I noted in my last post that, when you peddle hatred of the police, you get hatred of the police. This is not rocket science.
Nor is it rocket science -- indeed, it's nothing but history -- that when you peddle hatred, violence is next in line. Those who'll be claiming today that there is no relation between (1) banshee condemnation of the police and (2) violence against the police, are lying. There's no polite way to put it, and I decline to gussy it up for pundits who, yesterday, were in the banshee business but, today, find it useful to feign prissy high-mindedness.
Racial grievance is a part of all this. I don't have to like it -- and I don't -- but I'm not going to gussy that part up, either. I didn't invent the race-huckstering Black Lives Matter narrative. They invented it for themselves.
After Barack Obama was elected, seven in ten Americans thought he would improve race relations. It hasn't happened. To the contrary, a recent Gallup Poll Reveals Obama Has Turned Back Clock on Race Relations (emphasis added):
[S]ince he took office, national tensions over race have gotten worse than ever, with the share of Americans who worry a lot about race relations soaring to 35% from a bottom of 13% just after Obama took office, according to a shocking new Gallup poll.

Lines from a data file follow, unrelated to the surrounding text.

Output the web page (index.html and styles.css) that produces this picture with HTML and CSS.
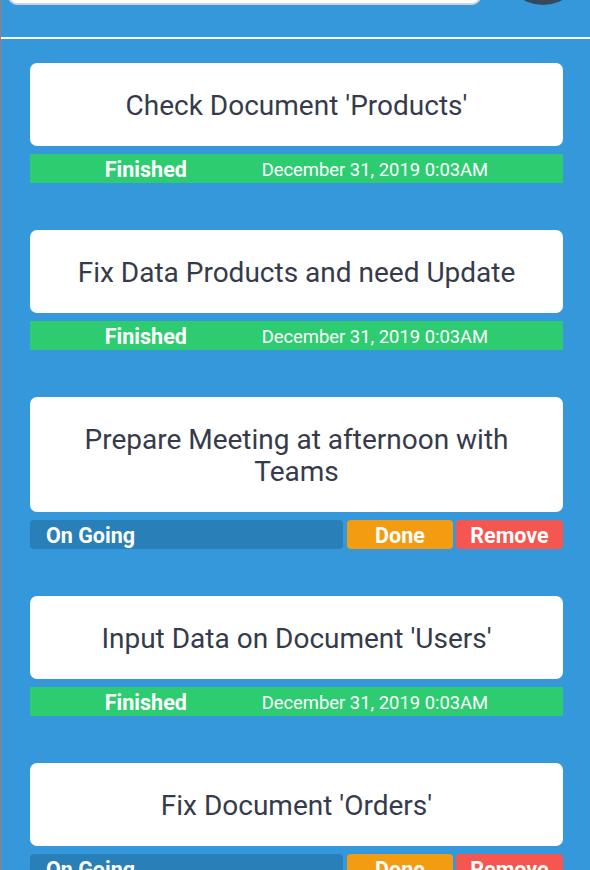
FILE: index.html
```html
<!DOCTYPE html>
<html lang="en">
<head>
<meta charset="utf-8">
<title>Todo List</title>
<link rel="stylesheet" href="styles.css">
</head>
<body>
<div class="page">
  <header class="header">
    <input class="search" type="text" aria-label="New task">
    <div class="avatar"></div>
  </header>
  <main class="list">
    <section class="item">
      <div class="card">Check Document 'Products'</div>
      <div class="status finished"><span class="label">Finished</span><span class="date">December 31, 2019 0:03AM</span></div>
    </section>
    <section class="item">
      <div class="card">Fix Data Products and need Update</div>
      <div class="status finished"><span class="label">Finished</span><span class="date">December 31, 2019 0:03AM</span></div>
    </section>
    <section class="item">
      <div class="card">Prepare Meeting at afternoon with Teams</div>
      <div class="status actions"><span class="ongoing">On Going</span><button class="btn done">Done</button><button class="btn remove">Remove</button></div>
    </section>
    <section class="item">
      <div class="card">Input Data on Document 'Users'</div>
      <div class="status finished"><span class="label">Finished</span><span class="date">December 31, 2019 0:03AM</span></div>
    </section>
    <section class="item">
      <div class="card">Fix Document 'Orders'</div>
      <div class="status actions"><span class="ongoing">On Going</span><button class="btn done">Done</button><button class="btn remove">Remove</button></div>
    </section>
  </main>
</div>
</body>
</html>
```
FILE: styles.css
```css
html, body {
  margin: 0;
  padding: 0;
  background: #3498db;
  font-family: Roboto, "Liberation Sans", sans-serif;
  overflow: hidden;
}

.page {
  border-left: 1px solid #a8786c;
  min-height: 1100px;
  background: #3498db;
}

.header {
  display: flex;
  align-items: flex-end;
  gap: 22px;
  margin-top: -75px;
  padding: 0 7px 32px 7px;
  border-bottom: 2px solid #ffffff;
}

.search {
  width: 473px;
  height: 50px;
  box-sizing: border-box;
  margin: 0;
  border: 2px solid #cfd3d8;
  border-radius: 9px;
  background: #ffffff;
  flex: none;
}

.avatar {
  width: 80px;
  height: 80px;
  border-radius: 50%;
  background: #34495e;
  flex: none;
}

.list {
  padding: 24px 27px 0 29px;
}

.item {
  margin-bottom: 47px;
}

.card {
  background: #ffffff;
  border-radius: 7px;
  padding: 27px 24px 24px;
  text-align: center;
  font-size: 28px;
  line-height: 32px;
  color: #363b4b;
}

.status {
  margin-top: 8px;
  height: 29px;
  box-sizing: border-box;
  color: #ffffff;
  display: flex;
  align-items: center;
}

.finished {
  background: #2ecc71;
  justify-content: space-evenly;
  padding-top: 2px;
}

.label {
  font-weight: 700;
  font-size: 21.5px;
}

.date {
  font-size: 18.4px;
}

.actions {
  gap: 3px;
}

.ongoing {
  flex: 1;
  height: 29px;
  line-height: 32px;
  background: #2980b9;
  border-radius: 4px;
  padding-left: 16px;
  font-weight: 700;
  font-size: 21.5px;
}

.btn {
  border: 0;
  margin: 0;
  padding: 2px 0 0;
  height: 29px;
  border-radius: 4px;
  color: #ffffff;
  font-family: Roboto, "Liberation Sans", sans-serif;
  font-weight: 700;
  font-size: 21.5px;
}

.done {
  width: 106px;
  margin-left: 1px;
  background: #f39c12;
}

.remove {
  width: 107px;
  background: #f5564f;
}
```
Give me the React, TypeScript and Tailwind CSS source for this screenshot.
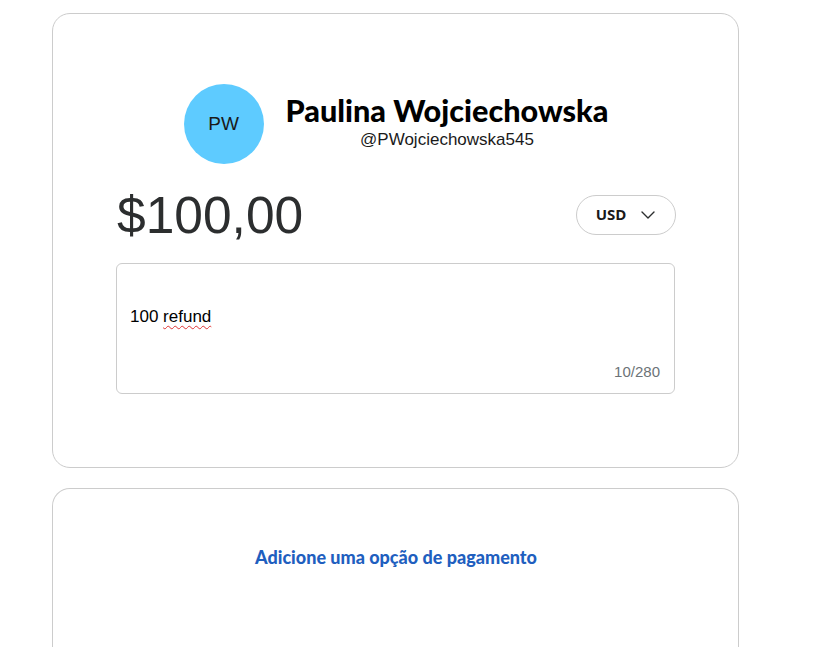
import React from "react";

const ChevronDown = () => (
  <svg width="16" height="16" viewBox="0 0 16 16" fill="none">
    <path d="M2 5l6 6 6-6" stroke="#2c2e2f" strokeWidth="1.4" strokeLinecap="round" strokeLinejoin="round" />
  </svg>
);

export default function App() {
  return (
    <div className="h-screen overflow-hidden bg-white pt-[13px] pl-[52px]" style={{ fontFamily: "'Liberation Sans', Arial, sans-serif" }}>
      <div className="w-[687px] flex flex-col gap-[20px]">
        <div className="h-[455px] rounded-[18px] border border-[#cccccc] px-[63px] pt-[70px]">
          <div className="flex items-center justify-center gap-[22px] ml-[1px]">
            <div className="w-[80px] h-[80px] rounded-full bg-[#5ecbff] flex items-center justify-center text-[19px] text-[#1a1a1a]">
              PW
            </div>
            <div className="flex flex-col items-center -mt-[6px]">
              <div className="text-[30.6px] font-black leading-[38px] text-black" style={{ fontFamily: "Lato, sans-serif" }}>
                Paulina Wojciechowska
              </div>
              <div className="text-[17px] leading-[20px] text-[#1a1a1a]">@PWojciechowska545</div>
            </div>
          </div>
          <div className="flex items-center justify-between mt-[22px]">
            <div className="text-[51.5px] leading-[58px] text-[#2c2e2f] ml-[1px]">$100,00</div>
            <div className="w-[100px] h-[40px] rounded-full border border-[#cccccc] flex items-center justify-center gap-[14px] mt-[-1px] mr-[-1px]">
              <span className="text-[15px] font-bold text-[#1a1a1a]" style={{ fontFamily: "'Open Sans', sans-serif" }}>USD</span>
              <ChevronDown />
            </div>
          </div>
          <div className="relative mt-[19px] h-[131px] rounded-[6px] border border-[#cccccc]">
            <div className="absolute left-[13px] top-[40px] text-[17px] text-black">
              100 <span className="underline decoration-wavy decoration-[#d33] underline-offset-[3px] decoration-[1px]">refund</span>
            </div>
            <div className="absolute right-[14px] bottom-[10px] text-[15px] text-[#6c7378]">10/280</div>
          </div>
        </div>
        <div className="h-[200px] rounded-t-[18px] border border-b-0 border-[#cccccc] pt-[55px] flex justify-center">
          <div className="text-[18px] font-black text-[#1f5fbf] ml-[1px]" style={{ fontFamily: "Lato, sans-serif" }}>
            Adicione uma opção de pagamento
          </div>
        </div>
      </div>
    </div>
  );
}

In fact, racial strife is the highest it's been in the poll's 15-year history.
This is not going to get cured with more mush. We might start on getting it cured, however, with straight talk and resolve. Instead of kumbaya and teddy bears, how about a statement from the President or the Attorney General like this:
Policing is not a popular job, but we depend on police for our safety. This fact does not insulate police either from fair criticism or rigorous accountability under the law. They are citizens like the rest of us, and live under the same rules. They understand this when they take the job. If they don't, they need to take a different one.When they are gunned down from a sniper's perch, however, it is not a time for befuddlement, cheap, trite sermons or moral confusion. It is a time for justice. I have said before that I believe in the death penalty for grotesque crimes. Those alleged to be responsible for the ambush murders in Dallas are, it goes without saying, entitled to due process. It is my view, however, that a jury is similarly entitled to consider the death penalty if and when those accused are found guilty in court.If the jury imposes the death penalty, and it is upheld after a prompt and full review, it should be carried out without apology or delay. I hope my successor will do everything in the President's constitutional power to see that this happens.It is in some ways a mystery that one of our fellow creatures could be so full of hate as to gun down people he never knew simply because they wore the police uniform. But it is no mystery that this atrocity jeopardizes the basics of civilized life. Nor is it a mystery that we, in the name of decency and our own safety, have the right to respond with the only punishment that comes close to fitting the crime. With unrelieved determination, that is what we need to do.